TASK REQUIREMENTS: The answer is one number: how many lines in the data below hold "components".

• • • • •

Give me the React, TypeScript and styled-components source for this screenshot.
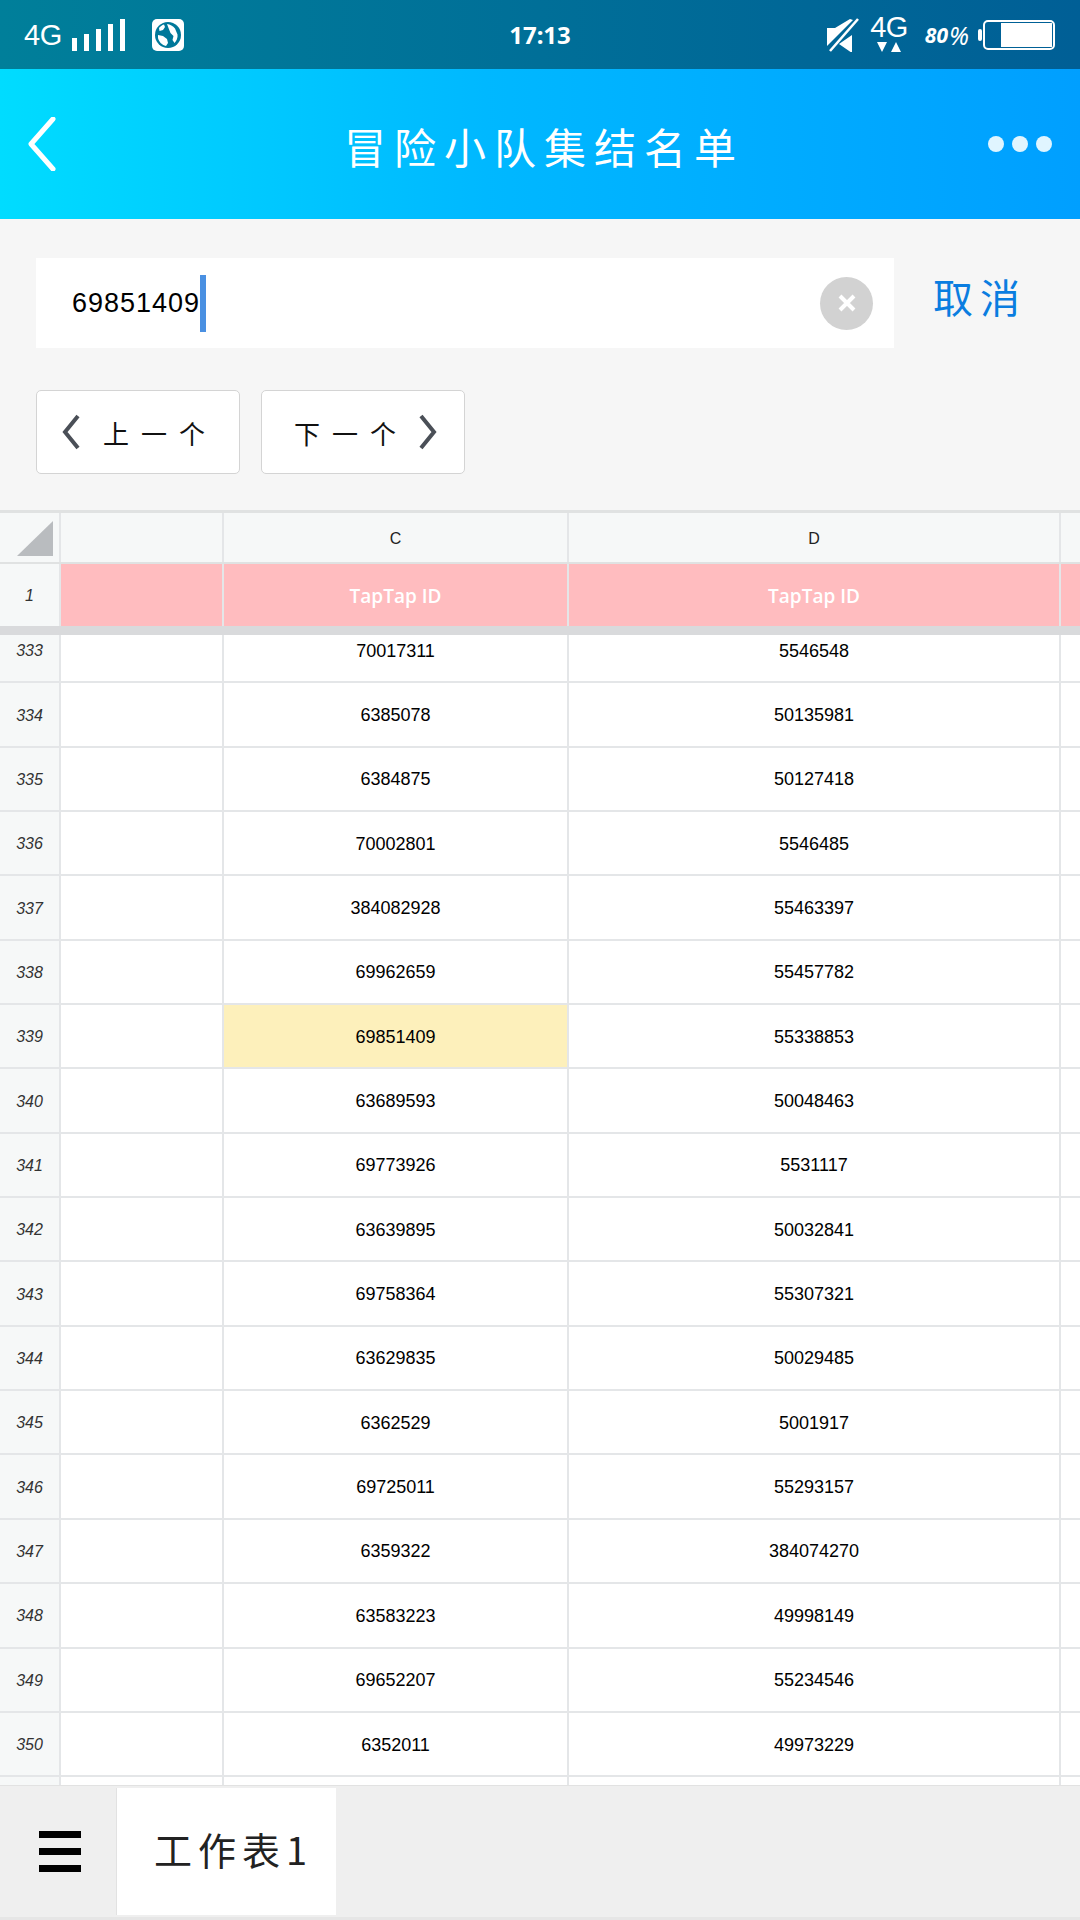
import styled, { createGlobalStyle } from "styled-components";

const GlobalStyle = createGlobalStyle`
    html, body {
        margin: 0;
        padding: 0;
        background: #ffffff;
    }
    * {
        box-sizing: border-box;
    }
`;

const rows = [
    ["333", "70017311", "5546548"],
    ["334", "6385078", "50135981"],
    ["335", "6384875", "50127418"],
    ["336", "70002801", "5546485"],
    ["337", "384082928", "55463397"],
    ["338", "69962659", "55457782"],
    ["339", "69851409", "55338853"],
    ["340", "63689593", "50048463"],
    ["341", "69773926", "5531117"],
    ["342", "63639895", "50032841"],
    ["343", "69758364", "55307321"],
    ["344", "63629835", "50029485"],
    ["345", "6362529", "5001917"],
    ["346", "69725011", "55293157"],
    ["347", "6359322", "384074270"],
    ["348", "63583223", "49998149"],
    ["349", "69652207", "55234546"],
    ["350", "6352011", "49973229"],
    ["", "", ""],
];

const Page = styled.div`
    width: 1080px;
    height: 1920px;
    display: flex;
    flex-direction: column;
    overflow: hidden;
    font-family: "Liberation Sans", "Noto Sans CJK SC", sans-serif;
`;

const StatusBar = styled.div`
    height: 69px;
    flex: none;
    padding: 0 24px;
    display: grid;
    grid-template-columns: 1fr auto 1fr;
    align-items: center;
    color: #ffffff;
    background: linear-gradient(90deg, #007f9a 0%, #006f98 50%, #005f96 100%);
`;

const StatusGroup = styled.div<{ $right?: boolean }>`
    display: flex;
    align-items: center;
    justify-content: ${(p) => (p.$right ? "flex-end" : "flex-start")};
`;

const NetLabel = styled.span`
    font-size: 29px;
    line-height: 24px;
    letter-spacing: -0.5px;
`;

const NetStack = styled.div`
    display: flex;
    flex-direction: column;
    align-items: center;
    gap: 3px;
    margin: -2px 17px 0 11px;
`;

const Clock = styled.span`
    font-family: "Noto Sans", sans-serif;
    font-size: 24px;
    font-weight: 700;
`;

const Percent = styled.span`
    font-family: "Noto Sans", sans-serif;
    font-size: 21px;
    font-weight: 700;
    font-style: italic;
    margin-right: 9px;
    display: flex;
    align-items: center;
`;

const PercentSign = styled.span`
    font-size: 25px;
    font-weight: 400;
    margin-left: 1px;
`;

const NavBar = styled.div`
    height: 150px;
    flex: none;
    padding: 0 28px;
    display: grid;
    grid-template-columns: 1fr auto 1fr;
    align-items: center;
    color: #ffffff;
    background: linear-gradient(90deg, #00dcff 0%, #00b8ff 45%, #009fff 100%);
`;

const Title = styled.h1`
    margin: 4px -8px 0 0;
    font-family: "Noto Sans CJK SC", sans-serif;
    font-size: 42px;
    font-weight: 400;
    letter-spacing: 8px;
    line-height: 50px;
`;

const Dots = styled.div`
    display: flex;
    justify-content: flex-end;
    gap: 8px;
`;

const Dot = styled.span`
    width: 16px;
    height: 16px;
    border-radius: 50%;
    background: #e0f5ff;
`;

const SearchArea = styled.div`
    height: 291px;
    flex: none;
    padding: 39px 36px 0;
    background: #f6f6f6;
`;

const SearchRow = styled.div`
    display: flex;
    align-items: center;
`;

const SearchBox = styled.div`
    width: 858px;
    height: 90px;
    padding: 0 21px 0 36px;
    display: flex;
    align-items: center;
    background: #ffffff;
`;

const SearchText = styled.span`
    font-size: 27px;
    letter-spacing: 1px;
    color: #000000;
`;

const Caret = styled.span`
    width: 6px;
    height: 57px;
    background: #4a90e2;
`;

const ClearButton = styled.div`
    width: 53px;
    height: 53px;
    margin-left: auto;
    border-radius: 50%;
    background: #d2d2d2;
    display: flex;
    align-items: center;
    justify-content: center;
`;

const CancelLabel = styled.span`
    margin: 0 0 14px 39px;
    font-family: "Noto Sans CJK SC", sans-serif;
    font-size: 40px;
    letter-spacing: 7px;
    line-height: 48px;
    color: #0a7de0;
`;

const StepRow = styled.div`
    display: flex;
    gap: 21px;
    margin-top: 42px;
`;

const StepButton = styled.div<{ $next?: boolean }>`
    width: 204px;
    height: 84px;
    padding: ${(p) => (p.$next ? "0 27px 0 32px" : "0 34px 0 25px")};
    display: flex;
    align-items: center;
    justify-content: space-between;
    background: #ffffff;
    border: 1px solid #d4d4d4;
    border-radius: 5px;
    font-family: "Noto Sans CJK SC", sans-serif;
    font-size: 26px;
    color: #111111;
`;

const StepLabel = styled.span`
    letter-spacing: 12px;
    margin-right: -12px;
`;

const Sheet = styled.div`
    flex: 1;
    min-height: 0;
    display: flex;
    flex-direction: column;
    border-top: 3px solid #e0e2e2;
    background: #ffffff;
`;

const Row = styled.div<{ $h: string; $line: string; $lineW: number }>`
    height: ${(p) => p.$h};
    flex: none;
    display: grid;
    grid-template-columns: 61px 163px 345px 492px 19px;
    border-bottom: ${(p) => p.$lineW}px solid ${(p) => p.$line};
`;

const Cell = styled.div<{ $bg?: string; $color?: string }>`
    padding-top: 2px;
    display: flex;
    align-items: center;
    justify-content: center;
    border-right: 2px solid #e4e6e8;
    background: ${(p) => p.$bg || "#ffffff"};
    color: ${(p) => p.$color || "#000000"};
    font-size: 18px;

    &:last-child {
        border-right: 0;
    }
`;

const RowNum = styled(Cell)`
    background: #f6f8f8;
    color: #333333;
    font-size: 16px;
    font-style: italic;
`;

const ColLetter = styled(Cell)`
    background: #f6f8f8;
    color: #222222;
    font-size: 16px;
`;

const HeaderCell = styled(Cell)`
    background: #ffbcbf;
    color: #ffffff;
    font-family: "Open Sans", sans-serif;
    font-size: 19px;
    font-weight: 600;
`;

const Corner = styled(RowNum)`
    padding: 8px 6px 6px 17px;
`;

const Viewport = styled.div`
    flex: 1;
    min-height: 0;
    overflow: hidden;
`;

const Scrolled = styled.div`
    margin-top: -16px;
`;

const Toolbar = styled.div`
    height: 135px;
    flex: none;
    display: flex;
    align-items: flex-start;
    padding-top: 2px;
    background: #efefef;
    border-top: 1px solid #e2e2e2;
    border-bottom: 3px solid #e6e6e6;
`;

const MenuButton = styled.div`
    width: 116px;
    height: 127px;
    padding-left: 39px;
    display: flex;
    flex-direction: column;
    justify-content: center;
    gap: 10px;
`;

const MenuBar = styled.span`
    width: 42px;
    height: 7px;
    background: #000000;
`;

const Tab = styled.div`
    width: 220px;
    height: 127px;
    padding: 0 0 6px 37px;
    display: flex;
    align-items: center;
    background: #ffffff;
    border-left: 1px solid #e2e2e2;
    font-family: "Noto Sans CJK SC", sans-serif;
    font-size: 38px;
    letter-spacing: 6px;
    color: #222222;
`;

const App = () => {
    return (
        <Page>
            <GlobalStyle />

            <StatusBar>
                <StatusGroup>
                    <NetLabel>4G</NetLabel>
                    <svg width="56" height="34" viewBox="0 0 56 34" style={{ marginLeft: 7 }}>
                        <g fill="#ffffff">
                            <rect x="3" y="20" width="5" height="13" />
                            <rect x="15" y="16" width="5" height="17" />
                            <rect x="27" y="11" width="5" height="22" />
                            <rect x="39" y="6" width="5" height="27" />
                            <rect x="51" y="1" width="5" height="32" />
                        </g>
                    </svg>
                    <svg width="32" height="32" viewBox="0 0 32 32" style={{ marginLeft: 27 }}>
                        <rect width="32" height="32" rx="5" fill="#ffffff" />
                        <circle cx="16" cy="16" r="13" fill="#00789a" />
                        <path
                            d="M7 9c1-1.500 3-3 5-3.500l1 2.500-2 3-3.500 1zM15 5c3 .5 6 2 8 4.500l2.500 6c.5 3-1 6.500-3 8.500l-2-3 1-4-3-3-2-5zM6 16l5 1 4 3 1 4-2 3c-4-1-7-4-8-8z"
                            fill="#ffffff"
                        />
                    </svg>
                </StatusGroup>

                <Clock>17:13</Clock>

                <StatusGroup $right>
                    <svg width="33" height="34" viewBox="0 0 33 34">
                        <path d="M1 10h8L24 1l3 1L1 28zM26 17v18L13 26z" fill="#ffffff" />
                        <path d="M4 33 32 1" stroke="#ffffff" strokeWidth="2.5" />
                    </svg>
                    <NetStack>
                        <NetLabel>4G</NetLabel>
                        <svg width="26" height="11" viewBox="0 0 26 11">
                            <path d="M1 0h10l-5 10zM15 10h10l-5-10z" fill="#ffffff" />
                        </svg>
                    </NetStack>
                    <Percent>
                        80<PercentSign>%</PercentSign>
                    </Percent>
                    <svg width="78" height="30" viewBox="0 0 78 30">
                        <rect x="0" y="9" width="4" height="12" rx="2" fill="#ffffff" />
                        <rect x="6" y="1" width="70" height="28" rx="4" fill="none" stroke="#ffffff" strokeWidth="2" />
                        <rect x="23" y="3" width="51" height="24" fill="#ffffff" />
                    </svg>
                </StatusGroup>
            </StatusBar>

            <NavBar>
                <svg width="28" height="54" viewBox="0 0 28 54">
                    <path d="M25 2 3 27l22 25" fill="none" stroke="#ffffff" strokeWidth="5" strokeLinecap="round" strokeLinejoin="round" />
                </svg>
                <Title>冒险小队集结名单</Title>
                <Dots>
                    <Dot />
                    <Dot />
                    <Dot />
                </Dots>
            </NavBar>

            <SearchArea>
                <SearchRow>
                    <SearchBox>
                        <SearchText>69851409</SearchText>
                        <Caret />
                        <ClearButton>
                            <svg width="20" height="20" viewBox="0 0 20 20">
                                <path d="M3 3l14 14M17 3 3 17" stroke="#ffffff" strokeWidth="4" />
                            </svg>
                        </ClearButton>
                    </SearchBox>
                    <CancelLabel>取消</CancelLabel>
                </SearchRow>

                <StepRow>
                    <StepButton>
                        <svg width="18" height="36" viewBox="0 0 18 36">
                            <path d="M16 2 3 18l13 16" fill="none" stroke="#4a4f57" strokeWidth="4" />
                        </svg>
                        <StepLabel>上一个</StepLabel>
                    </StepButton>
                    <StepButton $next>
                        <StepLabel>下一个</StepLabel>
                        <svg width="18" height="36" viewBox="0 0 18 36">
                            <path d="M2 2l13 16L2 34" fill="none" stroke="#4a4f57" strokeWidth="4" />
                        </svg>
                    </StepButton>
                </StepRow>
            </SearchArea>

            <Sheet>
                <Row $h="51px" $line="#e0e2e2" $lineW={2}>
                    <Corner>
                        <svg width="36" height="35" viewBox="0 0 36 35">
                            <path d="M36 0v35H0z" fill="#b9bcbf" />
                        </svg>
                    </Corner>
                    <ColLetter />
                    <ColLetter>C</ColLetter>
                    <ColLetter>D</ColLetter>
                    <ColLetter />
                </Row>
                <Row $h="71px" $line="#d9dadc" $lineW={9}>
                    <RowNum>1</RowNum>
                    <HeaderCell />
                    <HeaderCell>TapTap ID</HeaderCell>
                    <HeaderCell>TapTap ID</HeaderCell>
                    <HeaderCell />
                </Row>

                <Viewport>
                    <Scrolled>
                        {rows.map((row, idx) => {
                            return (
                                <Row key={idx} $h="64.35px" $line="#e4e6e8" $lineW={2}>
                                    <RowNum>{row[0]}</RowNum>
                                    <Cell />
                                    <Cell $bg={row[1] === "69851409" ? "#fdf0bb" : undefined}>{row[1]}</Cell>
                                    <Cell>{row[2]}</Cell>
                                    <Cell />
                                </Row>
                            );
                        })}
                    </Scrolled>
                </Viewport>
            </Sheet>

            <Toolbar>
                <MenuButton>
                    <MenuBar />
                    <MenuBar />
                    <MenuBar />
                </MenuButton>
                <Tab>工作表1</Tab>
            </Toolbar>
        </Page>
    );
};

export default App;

• • • • •

ANSWER TO THE TASK: 2